Example of the reconstructed image from the Artificially Degraded Satellite dataset. A part of the image is zoomed for clarity (second row).

Finally, for the images from the Real Satellite benchmark (Fig. 8), deeper networks obtained the highest scores. Still, in this case, compared images (GT and SR versions of the image) present the same area, however they do not share similar pixel values (e.g., due to the variable lighting conditions). This is the reason why some metrics (see e.g., PSNR) have such low values.

Fig. 8.
figure 8

Example of the reconstructed image from the Real Satellite dataset. A part of the image is zoomed for clarity (second row).

4 Conclusions and Future Work

In this paper, we compared the performance of four different deep network architectures for single image super-resolution reconstruction. These networks were evaluated over five different benchmarks, including three standard ones (Set5, Set14, and BSD100) and two introduced in this work (Artificially Degraded Satellite and Real Satellite).
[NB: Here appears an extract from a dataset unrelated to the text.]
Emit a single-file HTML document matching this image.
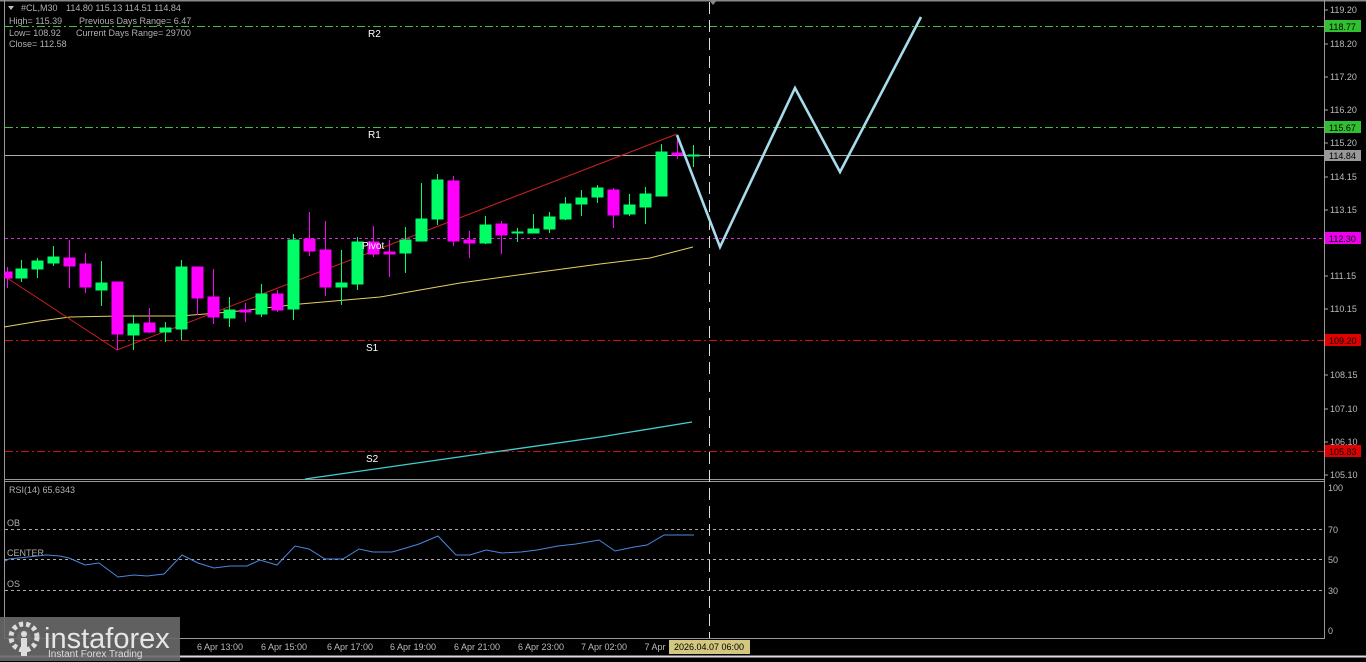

The experiments showed that it is notably easier to reconstruct artificially degraded images (therefore, shallower networks can effectively cope with this task). In this case, deeper networks start to enhance the jpeg artifacts. On the other hand, reconstructing an image and comparing it to the one obtained by another sensor is much more difficult. As a result, deeper networks (with higher capacities) outperformed the others.

It is also worth mentioning, that deeper networks are much more complex structures, hence computational power needed to perform the training and prediction increase. In this article, we did not focus on efficiency of the deep networks, however our study shows that introducing more complexity to the model is not always worth it.

Currently, we are investigating the influence of the scale on the performance of deep networks (and how deeper networks deal with scales higher than 2). Also, we are focused on the comparison between the classical computer vision methods and deep networks for both single-image and multi-frame super-resolution.